Wish I had found this discussion sooner!!  I am trying to learn ED Facility coding but can't figure out what I'm supposed to evaluate.  It seems like the "3 requirements" have more to do with physician coding than facility.  Is facility based on resources used? Nursing time?  Ancillary services time? Procedures? Pt. disposition?  Where can I find some written material to read?


----------



## twizzle (May 8, 2020)

Yes, ER facility coding for E/M is completely different to physician ER coding. You are correct, it is based around resources used.

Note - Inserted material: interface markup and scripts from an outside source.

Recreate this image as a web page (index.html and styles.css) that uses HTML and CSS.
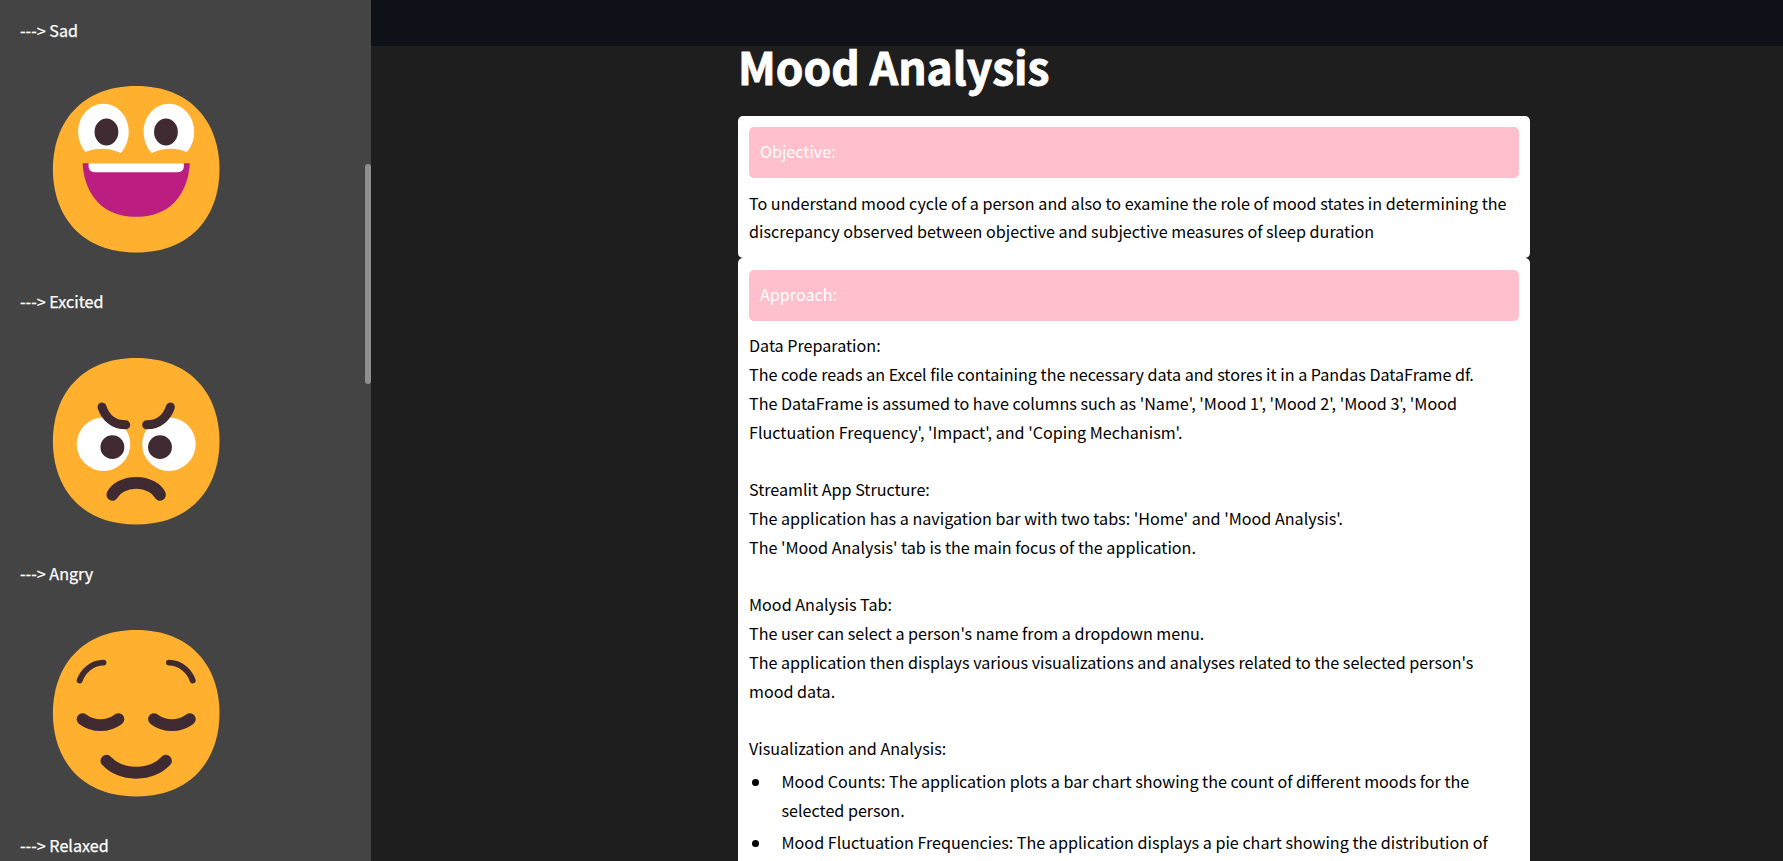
FILE: index.html
```html
<!DOCTYPE html>
<html lang="en">
<head>
<meta charset="utf-8">
<title>Mood Analysis</title>
<link rel="stylesheet" href="styles.css">
</head>
<body>
<div class="app">
  <aside class="sidebar">
    <p class="label">---&gt; Sad</p>
    <svg class="face" viewBox="0 0 32 32">
      <path class="skin" d="M16 30C25.33 30 30 23.73 30 16S25.33 2 16 2 2 8.27 2 16s4.67 14 14 14Z"/>
      <path class="white" d="M7.48 13.1C6.7 12.2 6.25 11 6.25 9.7C6.25 7.1 8.15 5 10.5 5S14.75 7.1 14.75 9.7C14.75 11.05 14.25 12.35 13.42 13.26C11.5 12.4 9.5 12.3 7.48 13.1Z"/>
      <path class="white" d="M24.52 13.1C25.3 12.2 25.75 11 25.75 9.7C25.75 7.1 23.85 5 21.5 5S17.25 7.1 17.25 9.7C17.25 11.05 17.75 12.35 18.58 13.26C20.5 12.4 22.5 12.3 24.52 13.1Z"/>
      <ellipse class="dark" cx="11" cy="9.75" rx="2" ry="2.25"/>
      <ellipse class="dark" cx="21" cy="9.75" rx="2" ry="2.25"/>
      <path class="mouth" d="M16 24C7 24 7 15 7 15H25C25 15 25 24 16 24Z"/>
      <path class="white" d="M8 15H24V15.5C24 16.1 23.6 16.5 23 16.5H9C8.4 16.5 8 16.1 8 15.5V15Z"/>
    </svg>
    <p class="label">---&gt; Excited</p>
    <svg class="face" viewBox="0 0 32 32">
      <path class="skin" d="M16 30C25.33 30 30 23.73 30 16S25.33 2 16 2 2 8.27 2 16s4.67 14 14 14Z"/>
      <circle class="white" cx="10.5" cy="16.5" r="4.5"/>
      <circle class="white" cx="21.5" cy="16.5" r="4.5"/>
      <circle class="dark" cx="12" cy="17" r="2"/>
      <circle class="dark" cx="20" cy="17" r="2"/>
      <path class="line medium" d="M10.25 10.25C10.75 11.75 12 13.25 14.25 13.25M21.75 10.25C21.25 11.75 20 13.25 17.75 13.25"/>
      <path class="line thick" d="M12 25C12.5 24 14 23 16 23S19.5 24 20 25"/>
    </svg>
    <p class="label">---&gt; Angry</p>
    <svg class="face" viewBox="0 0 32 32">
      <path class="skin" d="M16 30C25.33 30 30 23.73 30 16S25.33 2 16 2 2 8.27 2 16s4.67 14 14 14Z"/>
      <path class="line thin" d="M6.5 10.5C7 9 8.5 7.5 10.5 7.5M25.5 10.5C25 9 23.5 7.5 21.5 7.5"/>
      <path class="line thick" d="M7 17C8 17.75 9 18 10 18S12 17.75 13 17M19 17C20 17.75 21 18 22 18S24 17.75 25 17M11 24C13.5 26.67 18.5 26.67 21 24"/>
    </svg>
    <p class="label">---&gt; Relaxed</p>
    <div class="thumb"></div>
  </aside>
  <div class="view">
    <header class="topbar"></header>
    <main class="content">
      <h1 class="title">Mood Analysis</h1>
      <section class="card first">
        <h2 class="band">Objective:</h2>
        <p class="text intro">To understand mood cycle of a person and also to examine the role of mood states in determining the<br>discrepancy observed between objective and subjective measures of sleep duration</p>
      </section>
      <section class="card">
        <h2 class="band">Approach:</h2>
        <p class="text">Data Preparation:<br>The code reads an Excel file containing the necessary data and stores it in a Pandas DataFrame df.<br>The DataFrame is assumed to have columns such as 'Name', 'Mood 1', 'Mood 2', 'Mood 3', 'Mood<br>Fluctuation Frequency', 'Impact', and 'Coping Mechanism'.</p>
        <p class="text">Streamlit App Structure:<br>The application has a navigation bar with two tabs: 'Home' and 'Mood Analysis'.<br>The 'Mood Analysis' tab is the main focus of the application.</p>
        <p class="text">Mood Analysis Tab:<br>The user can select a person's name from a dropdown menu.<br>The application then displays various visualizations and analyses related to the selected person's<br>mood data.</p>
        <p class="text">Visualization and Analysis:</p>
        <ul class="points">
          <li><span class="dot"></span><span>Mood Counts: The application plots a bar chart showing the count of different moods for the<br>selected person.</span></li>
          <li><span class="dot"></span><span>Mood Fluctuation Frequencies: The application displays a pie chart showing the distribution of</span></li>
        </ul>
      </section>
    </main>
  </div>
</div>
</body>
</html>
```
FILE: styles.css
```css
* { box-sizing: border-box; margin: 0; padding: 0; }
html, body { height: 100%; overflow: hidden; }
body {
  background: #1e1e1e;
  color: #fff;
  font-family: "Noto Sans CJK SC", "Noto Sans", sans-serif;
  font-size: 16.14px;
  line-height: 29px;
}
.app { display: flex; height: 861px; overflow: hidden; }
.sidebar {
  position: relative;
  flex: none;
  width: 371px;
  padding: 15.6px 20px 0;
  background: #444;
  overflow: hidden;
}
.label { height: 29px; line-height: 28.8px; white-space: nowrap; -webkit-text-stroke: 0.25px #fff; }
.face {
  display: block;
  width: 190.4px;
  height: 190.4px;
  margin: 29.5px 0 22.9px 20.6px;
}
.skin { fill: #ffb02e; }
.white { fill: #fff; }
.dark { fill: #402a32; }
.mouth { fill: #bb1d80; }
.line { fill: none; stroke: #402a32; stroke-linecap: round; }
.thin { stroke-width: 1; }
.medium { stroke-width: 1.5; }
.thick { stroke-width: 2; }
.thumb {
  position: absolute;
  right: 0;
  top: 164px;
  width: 6px;
  height: 220px;
  border-radius: 3px;
  background: #8f8f8f;
}
.view { flex: 1; display: flex; flex-direction: column; min-width: 0; }
.topbar { flex: none; height: 46px; background: #0e1117; }
.content { width: 792px; margin-left: 367px; }
.title {
  height: 70px;
  font-size: 44.3px;
  font-weight: 700;
  line-height: 41px;
  white-space: nowrap;
  -webkit-text-stroke: 0.9px #fff;
}
.card {
  min-height: 620px;
  padding: 12px 11px 11px;
  border-radius: 5px;
  background: #fff;
  color: #000;
}
.card.first { min-height: 0; height: 142px; padding-top: 11px; }
.band {
  height: 51px;
  padding: 10px 11px;
  margin-bottom: 9.7px;
  border-radius: 5px;
  background: #ffbfcc;
  color: #fff;
  font-size: inherit;
  font-weight: 400;
  line-height: 28.8px;
}
.text { margin-bottom: 28px; white-space: nowrap; }
.intro { line-height: 28px; margin-top: 11px; }
.points { margin-top: -24px; list-style: none; white-space: nowrap; }
.points li { display: flex; margin-bottom: 3px; }
.dot {
  flex: none;
  width: 7px;
  height: 7px;
  margin: 12px 23px 0 2.5px;
  border-radius: 50%;
  background: #000;
}
```
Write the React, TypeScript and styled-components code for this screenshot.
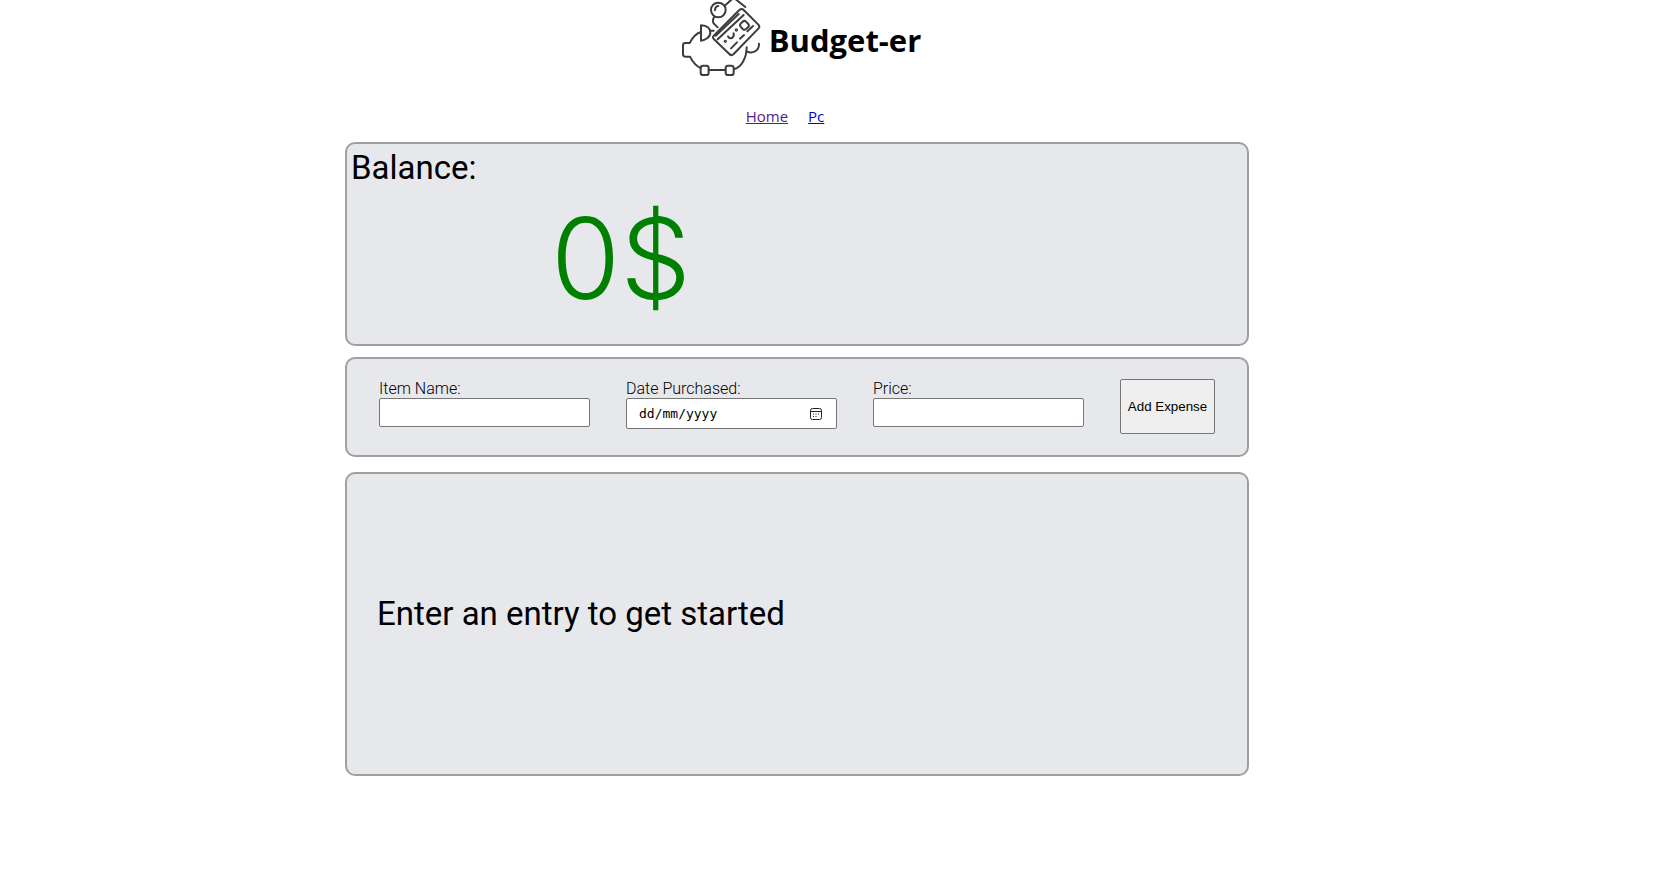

Go to acep.org (American College of Emergency Physicians) where you can find a guide to ER facility coding. It is an excellent resource.


----------



## fwnewbie (May 8, 2020)

Thank you for the info.  I just couldn't figure out why an Outpatient Coder would be expected to use the ED E/M to code facility charges.  After all, isn't a COC a facility coder??
The COC online course doesn't give the guidelines in the printed material - wonder why not?


----------



## xoposho (Sep 22, 2020)

Hello, I was just looking at the acep.org but couldn't find anything close to ER facility coding and the search button didn't work. Can you help me with navigating please?


----------



## fwnewbie (Sep 30, 2020)

Sorry for the delay but to tell the truth I don't remember how I found it either.  As far as Practicode goes, the acep.org guidelines are not used for Practicode.  The only way I've gotten the ER guidelines is to copy the rationale given with the case.  Even then, they don't always tell you what level to assign which I find extremely frustrating so it's been very difficult for to accurately assign the EM levels,  Not much of a learning experience for me so far.


----------